One superintendent in attendance pointed out that his district has found it a struggle just to establish a common calculation of GPA across four campuses. You can imagine, he suggested, how much more difficult it will be to impose a uniform GPA calculation on every high school in the state.

At this point, there's not even a consensus on methodology between the commissioner of higher education, Dr. Raymund Paredes, and the GPA advisory committee. They differ on which courses will count for purposes of the "top 10 percent" rule. They disagree on how much extra weight to give for Advanced Placement, International Baccalaureate, and Dual Credit courses, and on whether to give any extra weight at all for Pre-AP, Pre-IB, or Honors courses. The commissioner wants to give credit for high-school courses taken in middle school; the advisory committee does not. The advisory group says out-of-state grades should not count; the commissioner says they should if they're on the student's transcript. The commissioner and these Coordinating Board advisers cannot even agree on how many places after the decimal should be used in calculating the uniform GPA; they say at least three, he says no more than three.

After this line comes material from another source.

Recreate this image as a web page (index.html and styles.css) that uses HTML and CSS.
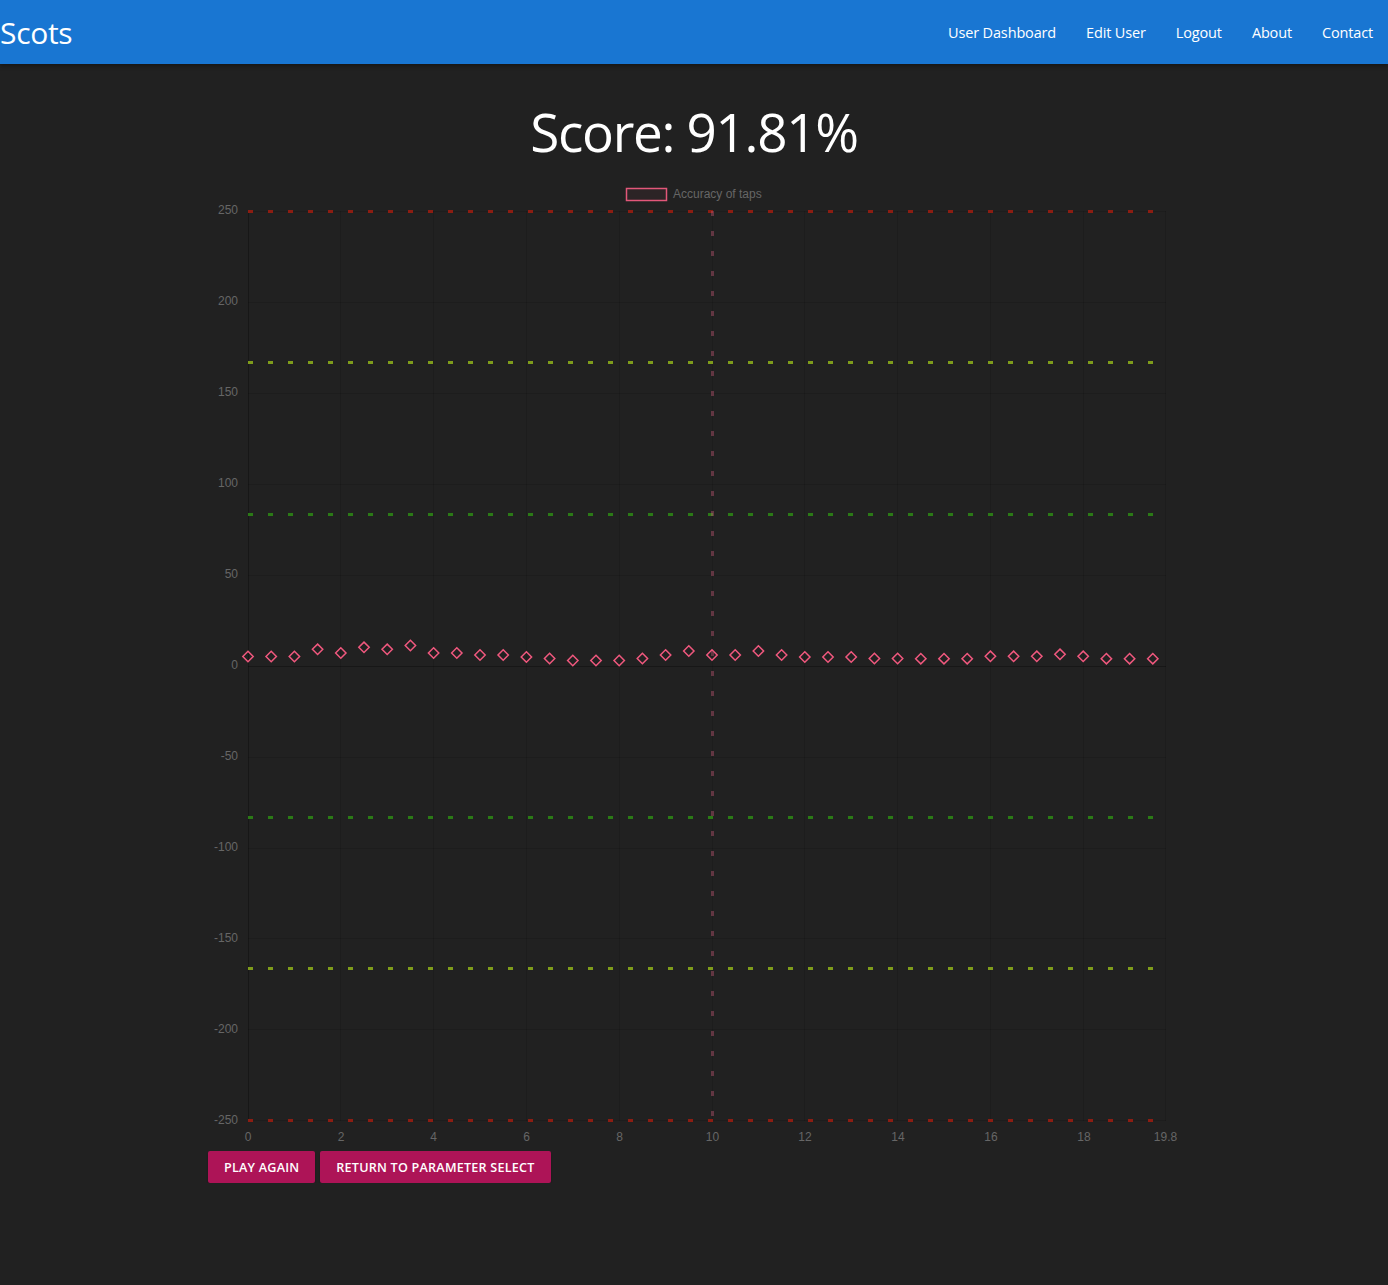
FILE: index.html
```html
<!DOCTYPE html>
<html lang="en">
<head>
<meta charset="utf-8">
<title>Scots</title>
<link rel="stylesheet" href="styles.css">
</head>
<body>
<nav class="navbar">
  <a class="brand" href="#">Scots</a>
  <ul class="nav-links">
    <li><a href="#">User Dashboard</a></li>
    <li><a href="#">Edit User</a></li>
    <li><a href="#">Logout</a></li>
    <li><a href="#">About</a></li>
    <li><a href="#">Contact</a></li>
  </ul>
</nav>
<main class="container">
  <h1 class="score">Score: 91.81%</h1>
  <div class="chart">
    <svg class="chart-svg" width="972" height="966" viewBox="208 180 972 966" xmlns="http://www.w3.org/2000/svg">
      <defs>
        <path id="d" d="M0 -5.2L5.2 0L0 5.2L-5.2 0Z"/>
      </defs>
      <!-- legend -->
      <rect x="626.5" y="188.5" width="40" height="12" fill="rgba(255,99,132,0.05)" stroke="#e2577a" stroke-width="1.5"/>
      <text class="legend" x="673" y="198">Accuracy of taps</text>
      <!-- horizontal grid -->
      <g stroke="rgba(0,0,0,0.12)" stroke-width="1">
        <line x1="248" y1="211.5" x2="1166" y2="211.5"/>
        <line x1="248" y1="302.5" x2="1166" y2="302.5"/>
        <line x1="248" y1="393.5" x2="1166" y2="393.5"/>
        <line x1="248" y1="484.5" x2="1166" y2="484.5"/>
        <line x1="248" y1="575.5" x2="1166" y2="575.5"/>
        <line x1="248" y1="757.5" x2="1166" y2="757.5"/>
        <line x1="248" y1="848.5" x2="1166" y2="848.5"/>
        <line x1="248" y1="938.5" x2="1166" y2="938.5"/>
        <line x1="248" y1="1029.5" x2="1166" y2="1029.5"/>
        <line x1="248" y1="1120.5" x2="1166" y2="1120.5"/>
      </g>
      <!-- vertical grid -->
      <g stroke="rgba(0,0,0,0.12)" stroke-width="1">
        <line x1="340.5" y1="211" x2="340.5" y2="1121"/>
        <line x1="433.5" y1="211" x2="433.5" y2="1121"/>
        <line x1="526.5" y1="211" x2="526.5" y2="1121"/>
        <line x1="619.5" y1="211" x2="619.5" y2="1121"/>
        <line x1="712.5" y1="211" x2="712.5" y2="1121"/>
        <line x1="804.5" y1="211" x2="804.5" y2="1121"/>
        <line x1="897.5" y1="211" x2="897.5" y2="1121"/>
        <line x1="990.5" y1="211" x2="990.5" y2="1121"/>
        <line x1="1083.5" y1="211" x2="1083.5" y2="1121"/>
        <line x1="1165.5" y1="211" x2="1165.5" y2="1121"/>
      </g>
      <!-- zero lines -->
      <g stroke="rgba(0,0,0,0.3)" stroke-width="1">
        <line x1="248.5" y1="211" x2="248.5" y2="1121"/>
        <line x1="248" y1="666.5" x2="1166" y2="666.5"/>
      </g>
      <!-- y labels -->
      <g class="tick" text-anchor="end">
        <text x="238" y="214">250</text>
        <text x="238" y="305">200</text>
        <text x="238" y="396">150</text>
        <text x="238" y="487">100</text>
        <text x="238" y="578">50</text>
        <text x="238" y="669">0</text>
        <text x="238" y="760">-50</text>
        <text x="238" y="851">-100</text>
        <text x="238" y="942">-150</text>
        <text x="238" y="1033">-200</text>
        <text x="238" y="1124">-250</text>
      </g>
      <!-- x labels -->
      <g class="tick" text-anchor="middle">
        <text x="248" y="1141">0</text>
        <text x="341" y="1141">2</text>
        <text x="433.5" y="1141">4</text>
        <text x="526.5" y="1141">6</text>
        <text x="619.5" y="1141">8</text>
        <text x="712.5" y="1141">10</text>
        <text x="805" y="1141">12</text>
        <text x="898" y="1141">14</text>
        <text x="991" y="1141">16</text>
        <text x="1084" y="1141">18</text>
        <text x="1165.5" y="1141">19.8</text>
      </g>
      <!-- data points -->
      <g fill="none" stroke="#f0587e" stroke-width="1.5">
        <use href="#d" x="248" y="656.5"/>
        <use href="#d" x="271.2" y="656.5"/>
        <use href="#d" x="294.4" y="656.5"/>
        <use href="#d" x="317.6" y="649.3"/>
        <use href="#d" x="340.8" y="653"/>
        <use href="#d" x="364" y="647.3"/>
        <use href="#d" x="387.2" y="649.3"/>
        <use href="#d" x="410.4" y="645.5"/>
        <use href="#d" x="433.6" y="653"/>
        <use href="#d" x="456.8" y="653"/>
        <use href="#d" x="480" y="655"/>
        <use href="#d" x="503.2" y="655"/>
        <use href="#d" x="526.4" y="657"/>
        <use href="#d" x="549.6" y="658.5"/>
        <use href="#d" x="572.8" y="660.5"/>
        <use href="#d" x="596" y="660.5"/>
        <use href="#d" x="619.2" y="660.5"/>
        <use href="#d" x="642.4" y="658.5"/>
        <use href="#d" x="665.6" y="655"/>
        <use href="#d" x="688.8" y="651"/>
        <use href="#d" x="712" y="655"/>
        <use href="#d" x="735.2" y="655"/>
        <use href="#d" x="758.4" y="651"/>
        <use href="#d" x="781.6" y="655"/>
        <use href="#d" x="804.8" y="657"/>
        <use href="#d" x="828" y="657"/>
        <use href="#d" x="851.2" y="657"/>
        <use href="#d" x="874.4" y="658.5"/>
        <use href="#d" x="897.6" y="658.5"/>
        <use href="#d" x="920.8" y="658.7"/>
        <use href="#d" x="944" y="658.7"/>
        <use href="#d" x="967.2" y="658.7"/>
        <use href="#d" x="990.4" y="656.3"/>
        <use href="#d" x="1013.6" y="656.3"/>
        <use href="#d" x="1036.8" y="656.3"/>
        <use href="#d" x="1060" y="654.3"/>
        <use href="#d" x="1083.2" y="656.3"/>
        <use href="#d" x="1106.4" y="658.7"/>
        <use href="#d" x="1129.6" y="658.7"/>
        <use href="#d" x="1152.8" y="658.7"/>
      </g>
      <!-- threshold annotations -->
      <g stroke-width="3" stroke-dasharray="5 15">
        <line stroke="#8c1d12" x1="248" y1="211.5" x2="1160" y2="211.5"/>
        <line stroke="#8c1d12" x1="248" y1="1120.5" x2="1160" y2="1120.5"/>
        <line stroke="#7f9c1b" x1="248" y1="362.5" x2="1160" y2="362.5"/>
        <line stroke="#7f9c1b" x1="248" y1="968.5" x2="1160" y2="968.5"/>
        <line stroke="#2b7a16" x1="248" y1="514.5" x2="1160" y2="514.5"/>
        <line stroke="#2b7a16" x1="248" y1="817.5" x2="1160" y2="817.5"/>
        <line stroke="rgba(200,90,120,0.4)" x1="712.5" y1="211" x2="712.5" y2="1121"/>
      </g>
    </svg>
  </div>
  <div class="actions">
    <a class="btn" href="#">Play Again</a>
    <a class="btn" href="#">Return to Parameter Select</a>
  </div>
</main>
</body>
</html>
```
FILE: styles.css
```css
* { box-sizing: border-box; }

html, body {
  margin: 0;
  padding: 0;
  background: #212121;
  color: #ffffff;
  font-family: "Open Sans", "Noto Sans", "Liberation Sans", sans-serif;
}

.navbar {
  height: 64px;
  background: #1976d2;
  display: flex;
  align-items: center;
  justify-content: space-between;
  box-shadow: 0 2px 4px rgba(0, 0, 0, 0.35);
}

.brand {
  color: #ffffff;
  text-decoration: none;
  font-size: 30px;
  line-height: 64px;
  letter-spacing: -0.3px;
  padding-top: 2px;
}

.nav-links {
  list-style: none;
  margin: 0;
  padding: 0;
  display: flex;
  height: 64px;
}

.nav-links a {
  display: block;
  color: #ffffff;
  text-decoration: none;
  font-size: 14.5px;
  line-height: 64px;
  padding: 1px 15px 0;
  letter-spacing: -0.15px;
}

.container {
  width: 972px;
  margin: 0 auto;
}

.score {
  margin: 36px 0 0;
  font-weight: 400;
  font-size: 53px;
  line-height: 64px;
  letter-spacing: -1.3px;
  text-align: center;
  color: #ffffff;
}

.chart {
  margin-top: 16px;
}

.chart-svg {
  display: block;
}

.tick text {
  font-family: "Liberation Sans", Arial, sans-serif;
  font-size: 12px;
  fill: #666666;
}

.legend {
  font-family: "Liberation Sans", Arial, sans-serif;
  font-size: 12px;
  fill: #666666;
}

.actions {
  display: flex;
  gap: 5px;
  margin-top: 5px;
}

.btn {
  display: inline-block;
  height: 32px;
  line-height: 33px;
  padding: 0 16px;
  background: #ad1457;
  color: #ffffff;
  text-decoration: none;
  text-transform: uppercase;
  font-size: 12.6px;
  font-weight: 600;
  letter-spacing: 0.22px;
  border-radius: 2px;
  box-shadow: 0 2px 2px rgba(0, 0, 0, 0.25);
}
```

Commissioner Paredes also wants the legislature to revisit this statute and put off the effective date of the uniform GPA standard from the fall of 2009 until the fall of 2012, "so that high-school freshmen beginning in 2008 are aware of the new method for university admissions." However, even the commissioner's proposed new time line would require adoption of that new GPA methodology by this summer. In fact, if Paredes means what he says about including high-school work completed in middle school, then shouldn't the Coordinating Board really have adopted the uniform GPA standard by the fall of 2006, when the senior class of 2012 entered seventh grade?

To top things off, Commissioner Paredes insists that the statewide, uniform GPA "is designed for use in college admissions and is not meant to infringe on a school district's right to establish its own method for determining GPA" or "to impact local district policy." Taken at face value, this assertion suggests that a district GPA could be used to determine which students to honor for top grades locally, while a separate state-mandated GPA calculation would decide if these students really deserved "top 10 percent" recognition and thereby earned automatic college admission. Lawsuits, anyone?

So let's take stock of the situation: An advisory opinion requested from the attorney general is months away. Any rational consensus statewide on the specifics of GPA calculation apparently is even further away. No provision has been made by the legislature to cover the acknowledged local costs of compliance with the new GPA requirement. (Picture not just the software modifications but also the poor counselors and other staffers trying to keep two sets of books on students' GPA--in their spare time from administering TAKS exams.)

In view of all these complications, we have a suggestion. The commissioner has already recommended that lawmakers next January should change the effective date of the new GPA calculation. The commissioner and the Coordinating Board also should politely inform the authors of this GPA legislation that the current rule-making time line is unrealistic, and they should seek at least tacit approval for holding off on rule adoption until the legislature has had a chance to revisit the question.